■ Supplied data
** START **
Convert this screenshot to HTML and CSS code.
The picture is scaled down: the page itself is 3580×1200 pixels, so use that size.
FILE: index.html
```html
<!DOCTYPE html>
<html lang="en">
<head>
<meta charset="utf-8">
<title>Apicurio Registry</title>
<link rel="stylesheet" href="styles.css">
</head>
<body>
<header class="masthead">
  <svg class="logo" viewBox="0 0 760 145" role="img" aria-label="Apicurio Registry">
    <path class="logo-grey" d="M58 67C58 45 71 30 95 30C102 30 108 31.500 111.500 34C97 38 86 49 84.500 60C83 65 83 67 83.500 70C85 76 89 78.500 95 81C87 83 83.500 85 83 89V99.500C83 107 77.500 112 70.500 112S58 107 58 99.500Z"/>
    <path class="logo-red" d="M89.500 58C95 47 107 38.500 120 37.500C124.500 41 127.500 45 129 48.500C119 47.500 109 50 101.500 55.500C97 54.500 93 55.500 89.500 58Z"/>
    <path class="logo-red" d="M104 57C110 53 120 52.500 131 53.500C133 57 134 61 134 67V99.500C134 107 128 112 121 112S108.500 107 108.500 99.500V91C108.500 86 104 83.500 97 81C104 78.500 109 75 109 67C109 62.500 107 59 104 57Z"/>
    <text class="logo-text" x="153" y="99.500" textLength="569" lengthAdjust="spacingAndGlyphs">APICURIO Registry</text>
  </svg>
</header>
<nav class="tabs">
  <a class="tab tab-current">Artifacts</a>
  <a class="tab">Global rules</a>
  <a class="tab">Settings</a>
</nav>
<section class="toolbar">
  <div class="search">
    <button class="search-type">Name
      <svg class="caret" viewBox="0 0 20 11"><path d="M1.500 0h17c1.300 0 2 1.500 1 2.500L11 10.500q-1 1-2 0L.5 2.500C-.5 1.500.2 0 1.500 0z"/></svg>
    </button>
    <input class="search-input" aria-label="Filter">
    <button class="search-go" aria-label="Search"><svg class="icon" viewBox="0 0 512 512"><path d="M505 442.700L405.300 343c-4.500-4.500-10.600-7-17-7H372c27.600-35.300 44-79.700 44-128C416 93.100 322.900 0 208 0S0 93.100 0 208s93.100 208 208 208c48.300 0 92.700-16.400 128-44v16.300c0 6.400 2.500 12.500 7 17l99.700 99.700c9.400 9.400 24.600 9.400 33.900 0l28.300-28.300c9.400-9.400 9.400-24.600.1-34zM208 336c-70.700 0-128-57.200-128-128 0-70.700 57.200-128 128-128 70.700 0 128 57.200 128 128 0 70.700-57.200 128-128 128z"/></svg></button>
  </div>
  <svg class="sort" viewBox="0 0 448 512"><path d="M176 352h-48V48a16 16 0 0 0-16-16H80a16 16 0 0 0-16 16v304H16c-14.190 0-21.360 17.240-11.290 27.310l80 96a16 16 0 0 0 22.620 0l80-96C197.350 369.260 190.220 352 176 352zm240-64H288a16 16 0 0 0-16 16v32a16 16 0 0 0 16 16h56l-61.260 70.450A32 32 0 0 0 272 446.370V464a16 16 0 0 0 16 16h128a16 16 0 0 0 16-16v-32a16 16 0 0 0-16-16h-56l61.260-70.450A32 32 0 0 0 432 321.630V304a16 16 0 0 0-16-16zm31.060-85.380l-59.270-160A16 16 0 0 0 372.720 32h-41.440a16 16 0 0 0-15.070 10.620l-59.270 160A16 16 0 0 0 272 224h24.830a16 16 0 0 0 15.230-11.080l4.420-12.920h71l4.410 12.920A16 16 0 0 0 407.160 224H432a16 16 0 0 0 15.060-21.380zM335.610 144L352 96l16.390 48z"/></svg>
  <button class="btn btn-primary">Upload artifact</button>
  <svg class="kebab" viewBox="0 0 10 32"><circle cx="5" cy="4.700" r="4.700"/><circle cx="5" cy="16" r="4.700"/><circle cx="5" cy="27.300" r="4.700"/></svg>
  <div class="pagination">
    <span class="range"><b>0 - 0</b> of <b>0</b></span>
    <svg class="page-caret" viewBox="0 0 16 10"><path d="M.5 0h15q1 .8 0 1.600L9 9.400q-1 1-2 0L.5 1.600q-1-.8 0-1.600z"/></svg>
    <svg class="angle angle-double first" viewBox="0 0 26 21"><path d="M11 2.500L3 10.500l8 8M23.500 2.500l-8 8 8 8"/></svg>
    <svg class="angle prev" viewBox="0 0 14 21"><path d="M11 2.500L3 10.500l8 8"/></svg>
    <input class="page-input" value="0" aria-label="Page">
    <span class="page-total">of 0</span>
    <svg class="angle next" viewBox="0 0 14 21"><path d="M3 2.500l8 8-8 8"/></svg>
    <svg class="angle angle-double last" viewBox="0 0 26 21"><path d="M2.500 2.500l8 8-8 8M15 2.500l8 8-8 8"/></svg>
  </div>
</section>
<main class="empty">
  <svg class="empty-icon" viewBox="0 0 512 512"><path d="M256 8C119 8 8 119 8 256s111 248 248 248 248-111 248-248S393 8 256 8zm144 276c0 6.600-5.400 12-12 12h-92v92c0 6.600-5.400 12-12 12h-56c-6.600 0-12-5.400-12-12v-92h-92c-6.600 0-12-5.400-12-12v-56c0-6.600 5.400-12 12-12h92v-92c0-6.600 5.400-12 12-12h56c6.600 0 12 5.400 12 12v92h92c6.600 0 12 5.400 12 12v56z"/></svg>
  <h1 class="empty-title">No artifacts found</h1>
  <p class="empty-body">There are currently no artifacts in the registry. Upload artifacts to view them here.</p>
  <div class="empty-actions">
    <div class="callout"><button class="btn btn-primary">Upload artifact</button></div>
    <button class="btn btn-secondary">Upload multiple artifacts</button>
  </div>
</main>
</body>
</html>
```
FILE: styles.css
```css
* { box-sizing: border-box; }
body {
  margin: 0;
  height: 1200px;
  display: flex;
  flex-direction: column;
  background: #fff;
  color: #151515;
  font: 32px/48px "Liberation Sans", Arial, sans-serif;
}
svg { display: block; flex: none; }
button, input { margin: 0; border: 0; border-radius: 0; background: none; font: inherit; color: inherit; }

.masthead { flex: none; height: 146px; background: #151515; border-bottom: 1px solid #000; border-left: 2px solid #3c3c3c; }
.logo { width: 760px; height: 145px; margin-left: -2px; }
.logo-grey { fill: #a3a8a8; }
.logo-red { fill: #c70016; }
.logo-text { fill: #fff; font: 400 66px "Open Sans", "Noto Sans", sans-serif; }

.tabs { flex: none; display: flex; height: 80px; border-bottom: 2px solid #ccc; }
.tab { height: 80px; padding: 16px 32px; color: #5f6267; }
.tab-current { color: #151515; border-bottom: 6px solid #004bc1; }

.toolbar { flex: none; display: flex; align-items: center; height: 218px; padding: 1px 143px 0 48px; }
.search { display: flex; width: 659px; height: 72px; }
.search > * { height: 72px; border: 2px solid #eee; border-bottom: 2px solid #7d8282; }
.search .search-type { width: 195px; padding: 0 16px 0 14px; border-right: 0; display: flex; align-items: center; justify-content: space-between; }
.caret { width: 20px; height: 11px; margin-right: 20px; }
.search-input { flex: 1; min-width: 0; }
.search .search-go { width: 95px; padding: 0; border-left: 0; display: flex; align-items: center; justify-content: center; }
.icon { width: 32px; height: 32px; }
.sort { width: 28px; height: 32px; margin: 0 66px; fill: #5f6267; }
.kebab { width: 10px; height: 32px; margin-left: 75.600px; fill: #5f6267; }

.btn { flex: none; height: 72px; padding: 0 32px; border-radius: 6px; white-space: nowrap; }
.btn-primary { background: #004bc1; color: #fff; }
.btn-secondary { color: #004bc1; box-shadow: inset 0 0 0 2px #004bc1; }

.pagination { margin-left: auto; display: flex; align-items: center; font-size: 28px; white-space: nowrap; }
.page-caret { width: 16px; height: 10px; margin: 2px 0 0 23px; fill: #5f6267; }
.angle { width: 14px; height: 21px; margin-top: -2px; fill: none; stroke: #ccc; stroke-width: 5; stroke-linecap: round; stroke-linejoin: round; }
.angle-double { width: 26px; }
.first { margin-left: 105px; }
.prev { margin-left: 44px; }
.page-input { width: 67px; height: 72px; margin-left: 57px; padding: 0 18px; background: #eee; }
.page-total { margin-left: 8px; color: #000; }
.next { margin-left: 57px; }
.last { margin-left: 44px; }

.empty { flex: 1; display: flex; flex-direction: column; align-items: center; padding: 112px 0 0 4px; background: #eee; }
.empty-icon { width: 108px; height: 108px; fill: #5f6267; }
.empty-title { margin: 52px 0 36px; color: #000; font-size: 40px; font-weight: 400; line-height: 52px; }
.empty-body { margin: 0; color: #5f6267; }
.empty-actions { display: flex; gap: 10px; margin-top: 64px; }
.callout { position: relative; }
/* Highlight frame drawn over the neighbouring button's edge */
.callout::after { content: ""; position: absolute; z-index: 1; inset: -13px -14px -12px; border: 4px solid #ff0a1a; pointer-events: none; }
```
** END **
■ Task goal
Make a list of all lines in the data that contain "size".

■ Exercise response
The picture is scaled down: the page itself is 3580×1200 pixels, so use that size.
.pagination { margin-left: auto; display: flex; align-items: center; font-size: 28px; white-space: nowrap; }
.empty-title { margin: 52px 0 36px; color: #000; font-size: 40px; font-weight: 400; line-height: 52px; }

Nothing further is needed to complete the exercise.